In noot 21 wordt verwezen naar een rabieskaart uit 2017. Die van het RIVM is uit 2008 (als je op de link bij noot 21 klikt).
Mooi dat hier aandacht aan wordt besteed in H&W. Huisartsen (en/of huisartsen die dat niet-gecertificeerd wel doen) zijn vaak niet op de hoogte van een keur aan protocollen en adviezen tav reizigers. Misschien dat hier in het algemeen in H&W aandacht voor kan komen.
groetend Erik Stuveling, moderator RATO Nijverdal
- Login om te reageren
Beste Erik Stuveling,
U heeft het artikel zeer nauwgezet gelezen. Ik zie dat de referenties 20 en 21 inderdaad niet goed doorlinken naar de juiste website helaas. Noot 20 'Merel. Mijn reiservaring' is alleen gebruikt omdat de illustratie daar mooi wordt weergegeven, inhoudelijk is hier geen informatie aan ontleent. Ref 21 betreft de WHO kaart uit 2017 als vervanger voor de RIVM kaart van 2008. Ik ga de nog onder de aandacht bij de redactie brengen.
Met vriendelijke groet,
Rick van Uum
- Login om te reageren
Beste auteurs,
Het huidige vaccinatieschema is een serie van 2 vaccinaties zoals beschreven, maar dan op dag 0 en 7 (zie LCR protocol). En niet op dag 0 en de tweede tussen 21-28 dagen. Dat is het oude protocol. In het nieuwe schema hoeft de tweede prik niet per se op dag 7 gezet te worden, maar in ieder geval een week tussen prik 1 en 2 en bij voorkeur voor de reis. Dat laatste is m.n. belangrijk voor het te volgen schema in de tabel 'Post-expositieprofylaxe', indien de reiziger gebeten wordt, dat uitgaat van volledige (n.l. 2 prikken) of niet ontvangen basisimmunisatie.

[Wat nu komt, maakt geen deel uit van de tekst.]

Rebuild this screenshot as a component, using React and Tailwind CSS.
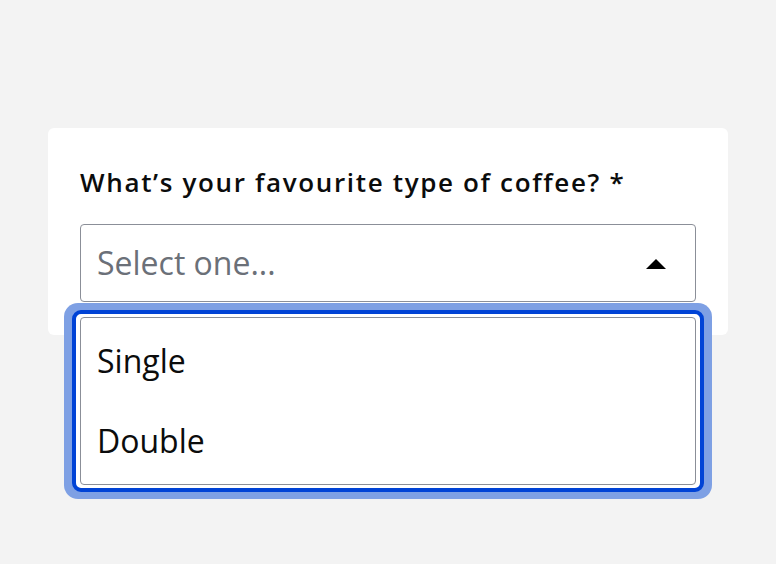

Verder is het zo dat bij reizigers met een normaal functionerend immuunsysteem, zowel kinderen als volwassenen, de MARIG levenslang achterwege gelaten kan worden na een verdachte beet. Uiteraard wel revaccinaties met rabiesvaccin op dag 0 en 3 volgens het schema 'Post-expositieprofylaxe'. Uitzonderingen op het 'oude adagium' zijn immuungecompromitteerden en vleermuismedewerkers. Reizigers met een immuunstoornis dienen idd altijd MARIG te ontvangen na een verdachte beet, ook indien zij volledig gevaccineerd zijn (met 3 vaccins voor de reis i.p.v. 2).
- Login om te reageren
Beste Erik,
Dank voor de reactie.
Het klopt inderdaad dat de pre expositie serie dag 0 en dag 7 beslaat, dit is per abuis niet goed beschreven in het artikel.
MARIG is inderdaad niet voor mensen die adequaat gevaccineerd zijn, tenzij immuungecompromitteerd. Zo ook beschreven in het artikel. De verwarring ontstaat denk ik door het bijzinnen "(dus menselijke antirabiësimmunoglobuline, MARIG)", dat had een zin verderop moeten staan.
Ik zal de redactie vragen dit aan te passen in het online artikel.